Problems in these areas often remain invisible until production.
By the time they become visible, remediation may be significantly more expensive.
Good assessment identifies risk before deployment.
🟢 Pre-prototype habit:
Review generated code from an attacker’s perspective and a failure scenario perspective.
7. Assessment improves with questions
Strong code assessment is less about finding flaws and more about asking useful questions.
Examples include:
- What assumptions does this code make?
- What happens if inputs are invalid?
- How does this scale?
- How will this be tested?
- What dependencies exist?
- What happens when requirements change?
These questions often reveal issues that simple functional testing misses.
Engineering judgment grows through inquiry.
🟢 Pre-prototype habit:
Focus on understanding the consequences of the code, not just the implementation details.

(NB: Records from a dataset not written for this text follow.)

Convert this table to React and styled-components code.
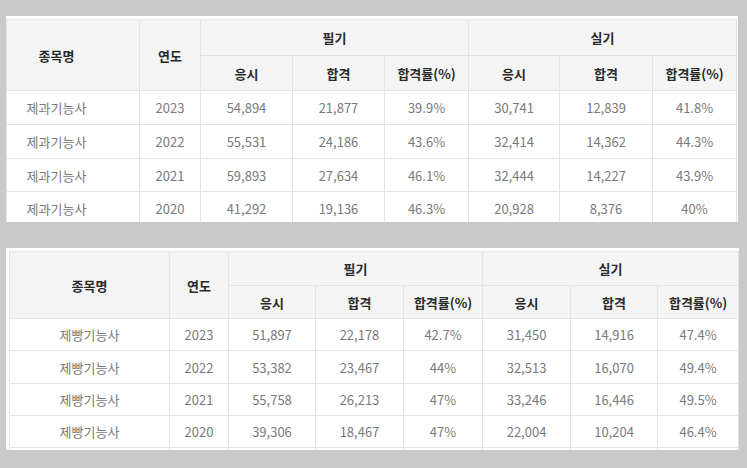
import React from 'react'
import styled, { createGlobalStyle } from 'styled-components'

const GlobalStyle = createGlobalStyle`
  body {
    margin: 0;
    background: #c9c9c9;
    font-family: "Noto Sans CJK KR", "Noto Sans", sans-serif;
  }
`

const tables = [
  {
    name: '제과기능사',
    cols: [133, 61, 92, 92, 84, 91, 93, 84],
    headHeights: [36, 35],
    rowHeights: [34, 34, 33, 34],
    leftName: true,
    rows: [
      ['2023', '54,894', '21,877', '39.9%', '30,741', '12,839', '41.8%'],
      ['2022', '55,531', '24,186', '43.6%', '32,414', '14,362', '44.3%'],
      ['2021', '59,893', '27,634', '46.1%', '32,444', '14,227', '43.9%'],
      ['2020', '41,292', '19,136', '46.3%', '20,928', '8,376', '40%'],
    ],
  },
  {
    name: '제빵기능사',
    cols: [160, 59, 87, 88, 79, 88, 87, 81],
    headHeights: [34, 33],
    rowHeights: [32, 33, 32, 32, 32],
    leftName: false,
    rows: [
      ['2023', '51,897', '22,178', '42.7%', '31,450', '14,916', '47.4%'],
      ['2022', '53,382', '23,467', '44%', '32,513', '16,070', '49.4%'],
      ['2021', '55,758', '26,213', '47%', '33,246', '16,446', '49.5%'],
      ['2020', '39,306', '18,467', '47%', '22,004', '10,204', '46.4%'],
      ['', '', '', '', '', '', ''],
    ],
  },
]

const Page = styled.div`
  display: flex;
  flex-direction: column;
  gap: 26px;
  padding: 16px 0 0 6px;
`

const Panel = styled.div`
  background: #fff;
  width: ${p => p.$w}px;
  height: ${p => p.$h}px;
  padding: 3px 0 0 ${p => p.$pl}px;
  box-sizing: border-box;
  overflow: hidden;
`

const Table = styled.table`
  border-collapse: collapse;
  table-layout: fixed;
  font-size: 13px;
  text-align: center;
`

const Row = styled.tr`
  height: ${p => p.$h}px;
`

const Th = styled.th`
  background: #f4f4f4;
  border: 1px solid #e3e3e3;
  color: #2a2a2a;
  font-weight: 700;
  padding: 0;
  padding-right: ${p => (p.$shift ? 33 : 0)}px;
`

const Td = styled.td`
  border: 1px solid #e3e3e3;
  color: #7a7a7a;
  padding: 0;
  padding-right: ${p => (p.$shift ? 33 : 0)}px;
  white-space: nowrap;
`

const subHeads = ['응시', '합격', '합격률(%)', '응시', '합격', '합격률(%)']

const ExamTable = ({ data }) => {
  const width = data.cols.reduce((a, b) => a + b, 0)
  return (
    <Table style={{ width }}>
      <colgroup>
        {data.cols.map((w, i) => (
          <col key={i} style={{ width: w }} />
        ))}
      </colgroup>
      <thead>
        <Row $h={data.headHeights[0]}>
          <Th rowSpan={2} $shift={data.leftName}>종목명</Th>
          <Th rowSpan={2}>연도</Th>
          <Th colSpan={3}>필기</Th>
          <Th colSpan={3}>실기</Th>
        </Row>
        <Row $h={data.headHeights[1]}>
          {subHeads.map((s, i) => (
            <Th key={i}>{s}</Th>
          ))}
        </Row>
      </thead>
      <tbody>
        {data.rowHeights.map((h, i) => {
          const r = data.rows[i]
          return (
            <Row key={i} $h={h}>
              <Td $shift={data.leftName}>{r[0] ? data.name : ''}</Td>
              {r.map((c, j) => (
                <Td key={j}>{c}</Td>
              ))}
            </Row>
          )
        })}
      </tbody>
    </Table>
  )
}

const App = () => {
  return (
    <Page>
      <GlobalStyle />
      <Panel $w={732} $h={206} $pl={0}>
        <ExamTable data={tables[0]} />
      </Panel>
      <Panel $w={733} $h={202} $pl={3}>
        <ExamTable data={tables[1]} />
      </Panel>
    </Page>
  )
}

export default App
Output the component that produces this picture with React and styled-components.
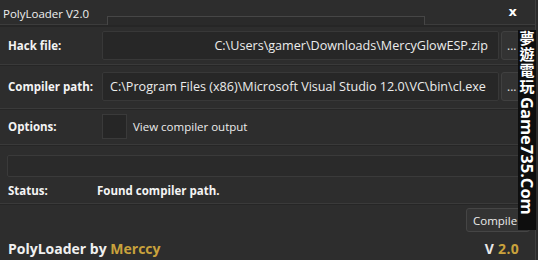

8. Quick code assessment checklist
| Checklist Item | Why It Matters |
|---|---|
| Verify functionality | Working code is the starting point |
| Review AI-generated code critically | Professional appearance can be misleading |
| Prioritize readability | Maintainability depends on understanding |
| Challenge unnecessary complexity | Simpler systems are easier to manage |
| Check architectural fit | Good code can still create system problems |
| Evaluate security and reliability | Hidden risks often appear later |
| Ask assessment questions | Better questions reveal deeper issues |
🟢 Pre-prototype habit:
Before accepting any solution, ask yourself: “Would I be comfortable explaining, maintaining, debugging, and extending this code a year from now?”
Closing note
Code assessment is one of the most important engineering disciplines because software quality cannot be measured solely by whether code runs successfully.
Vibe coding dramatically accelerates code generation, but generation and evaluation are different skills. AI can help create solutions. Engineers determine whether those solutions are appropriate, maintainable, and reliable.
Good engineering is not only about producing working code. It is about understanding the quality, consequences, and long-term impact of the code you choose to keep.